There are warnings of dangerous road conditions and disruption to services with heavy snow expected to fall overnight.
Snow showers are predicted in many areas on Thursday night and into Friday with temperatures dropping as low as -15C (5F) by the weekend.
The north, west and south-west are likely to be worst hit overnight, with 5-10cm (2-4in) of snow in places.
Drifting is likely with strong winds and blizzards in some high areas.
The deepest snow is likely in Snowdonia with 20cm (8in) possible by early on Friday.
Heavier snow is forecast on Saturday with 5-10cm (2-4in) expected widely, and the possibility of 20-25cm in places (8-12in).
The news comes as two councils in north Wales have decided to put less salt on the roads to make supplies go further.
Deputy First Minister Ieuan Wyn Jones warned drivers of the dangers associated with travelling in poor weather conditions.
He said: "I would advise drivers to be extremely mindful of the conditions, as well as other road users, and to take extra special care when driving at night.
"This can be particularly dangerous and everyone should exercise caution when undertaking journeys in the dark, where the hidden dangers of black ice and non-gritted roads are prevalent."
He said the assembly government and its partners in local authorities had been "preparing extensively" for conditions such as these for the past 12 months.
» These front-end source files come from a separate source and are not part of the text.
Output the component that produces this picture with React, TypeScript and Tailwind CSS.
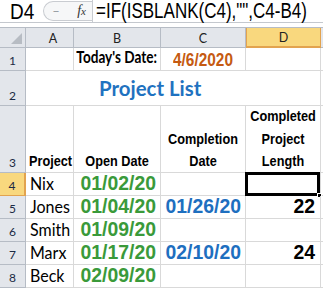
import React from "react";

const arial = "font-['Liberation_Sans',Arial,sans-serif]";
const calibri = "font-['Lato','Noto_Sans',sans-serif]";

const cell = "border-r border-b border-[#d9d9d9] flex items-end min-w-0 whitespace-nowrap leading-none";
const colHead =
  "border-r border-b border-[#b6bcc5] bg-[#e3e6eb] flex items-end justify-center pb-[2px] text-[12.5px] leading-none text-[#222]";
const rowHead =
  "border-r border-b border-[#b6bcc5] bg-[#e3e6eb] flex items-end justify-center pb-[3px] text-[12px] leading-none text-[#1b2a44]";

// text stretched a little taller than the font draws it
const tall = "inline-block origin-bottom";

const rows = [
  { n: 4, name: "Nix", open: "01/02/20", done: "", len: "" },
  { n: 5, name: "Jones", open: "01/04/20", done: "01/26/20", len: "22" },
  { n: 6, name: "Smith", open: "01/09/20", done: "", len: "" },
  { n: 7, name: "Marx", open: "01/17/20", done: "02/10/20", len: "24" },
  { n: 8, name: "Beck", open: "02/09/20", done: "", len: "" },
];

function FormulaBar() {
  return (
    <div className="flex h-[23px] items-center border-b border-[#c4c8ce] bg-white">
      <div className={`w-[43px] shrink-0 pl-[10px] text-[19px] leading-none text-black ${arial}`}>
        <span className={`${tall} origin-center scale-y-[1.18]`}>D4</span>
      </div>
      <div className="relative flex h-[20px] w-[49px] shrink-0 items-center rounded-l-full border border-r-0 border-[#c9ccd1] bg-[#f6f7f8]">
        <span className="ml-[9px] text-[12px] leading-none text-[#9aa0a6]">–</span>
        <span className="ml-auto mr-[6px] font-['Liberation_Serif',serif] text-[14px] italic leading-none text-[#333]">
          f<span className="text-[11px]">x</span>
        </span>
      </div>
      <div className="h-full w-px shrink-0 bg-[#c9ccd1]" />
      <div className={`whitespace-nowrap pl-[3px] text-[17px] leading-none text-black ${arial}`}>
        <span className={`${tall} origin-center scale-y-[1.27]`}>=IF(ISBLANK(C4),"",C4-B4)</span>
      </div>
    </div>
  );
}

function HeadLines({ lines }: { lines: string[] }) {
  return (
    <div className={`flex w-full flex-col items-center gap-[9.8px] pb-[3px] text-[12.7px] font-bold leading-none text-black ${arial}`}>
      {lines.map((l) => (
        <span key={l} className={`${tall} scale-y-[1.15]`}>
          {l}
        </span>
      ))}
    </div>
  );
}

export default function App() {
  return (
    <div className="relative h-[289px] w-[323px] overflow-hidden bg-white">
      <FormulaBar />
      <div className="h-[4px] bg-white" />
      <div className="grid grid-cols-[26px_48px_87px_85px_75px_2px] grid-rows-[20px_23px_35px_67px_23px_23px_23px_23px_23px] border-t border-[#b6bcc5]">
        {/* column headers */}
        <div className={`${colHead} relative`}>
          <div className="absolute bottom-[3px] right-[3px] h-0 w-0 border-b-[11px] border-l-[11px] border-b-[#b7bcc3] border-l-transparent" />
        </div>
        <div className={`${colHead} pl-[7px] ${calibri}`}>A</div>
        <div className={`${colHead} ${calibri}`}>B</div>
        <div className={`${colHead} ${calibri}`}>C</div>
        <div
          className={`flex items-end justify-center border-x border-b-2 border-[#e2a34f] bg-[#f9d87e] pb-[2px] text-[12.5px] leading-none text-[#222] ${calibri}`}
        >
          D
        </div>
        <div className="border-b border-[#b6bcc5] bg-[#e3e6eb]" />

        {/* row 1 */}
        <div className={`${rowHead} ${calibri}`}>1</div>
        <div className={cell} />
        <div className={`${cell} justify-end pb-[3px] pr-[3px] text-[13.6px] font-bold text-black ${calibri}`}>
          <span className={`${tall} scale-y-[1.2]`}>Today's Date:</span>
        </div>
        <div className={`${cell} justify-center pb-[2px] text-[15.4px] font-bold text-[#c55a11] ${arial}`}>
          <span className={`${tall} scale-y-[1.2]`}>4/6/2020</span>
        </div>
        <div className={cell} />
        <div className="border-b border-[#d9d9d9]" />

        {/* row 2 */}
        <div className={`${rowHead} ${calibri}`}>2</div>
        <div className={`col-span-4 ${cell} pb-[7px] pl-[73px] text-[20.4px] font-bold text-[#1f72c0] ${calibri}`}>
          <span className={`${tall} scale-y-[1.05]`}>Project List</span>
        </div>
        <div className="border-b border-[#d9d9d9]" />

        {/* row 3 */}
        <div className={`${rowHead} ${calibri}`}>3</div>
        <div className={`${cell} pb-[3px] pl-[3px] text-[12.7px] font-bold text-black ${arial}`}>
          <span className={`${tall} scale-y-[1.15]`}>Project</span>
        </div>
        <div className={`${cell} justify-center pb-[3px] text-[12.7px] font-bold text-black ${arial}`}>
          <span className={`${tall} scale-y-[1.15]`}>Open Date</span>
        </div>
        <div className={cell}>
          <HeadLines lines={["Completion", "Date"]} />
        </div>
        <div className={cell}>
          <HeadLines lines={["Completed", "Project", "Length"]} />
        </div>
        <div className="border-b border-[#d9d9d9]" />

        {/* data rows */}
        {rows.map((r) => (
          <React.Fragment key={r.n}>
            <div
              className={
                r.n === 4
                  ? `flex items-end justify-center border-b border-r-2 border-[#e2a34f] bg-[#f9d87e] pb-[3px] text-[12px] leading-none text-[#1b2a44] ${calibri}`
                  : `${rowHead} ${calibri}`
              }
            >
              {r.n}
            </div>
            <div className={`${cell} pb-[3px] pl-[4px] text-[16px] text-black ${calibri}`}>
              <span className={`${tall} scale-y-[1.1]`}>{r.name}</span>
            </div>
            <div className={`${cell} justify-end pb-[2px] pr-[4px] text-[19.4px] font-bold text-[#3a9a3a] ${arial}`}>
              {r.open}
            </div>
            <div className={`${cell} justify-end pb-[2px] pr-[4px] text-[19.4px] font-bold text-[#1e6fbf] ${arial}`}>
              {r.done}
            </div>
            <div className={`${cell} relative justify-end pb-[2px] pr-[5px] text-[19.4px] font-bold text-black ${arial}`}>
              {r.len}
              {r.n === 4 && (
                <>
                  <div className="absolute -left-px -top-px bottom-[-1px] right-0 border-[3px] border-black" />
                  <div className="absolute bottom-[-3px] right-[-2px] h-[5px] w-[5px] border border-white bg-black" />
                </>
              )}
            </div>
            <div className="border-b border-[#d9d9d9]" />
          </React.Fragment>
        ))}
      </div>
    </div>
  );
}
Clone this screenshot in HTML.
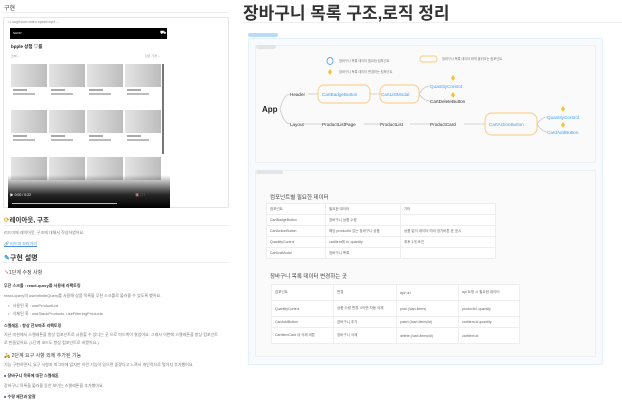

Tim Peppin of the Welsh Local Government Association said councils were "coping reasonably well" in managing their salt stocks.
"A couple of areas have been highlighted where stocks are running down most quickly and steps have been taken to prioritise deliveries to these areas," he added.
Conwy and Denbighshire councils have decided to reduce the amount of salt they put on the roads to make supplies go further.
They were among five councils in north Wales which have been looking again at the amount of salt they use, and at the industry standard that they have been following for the last five years.
Stuart Davies, head of highways in Conwy and Denbighshire, told BBC Radio Wales' Good Morning Wales they were taking "reasonable measures to try and preserve the stock".
"We have been hit very early on with very difficult conditions," he said.
"We have put more stock in Denbighshire and Conwy than we have in any other year but, saying that, we've used more stock at this point in the year than we have in any other year as well.
"We haven't taken a risky approach at all. There is some guidance which the Welsh assembly have issued and we made sure we were still within the parameters set there.
"We certainly don't feel it is a risk strategy."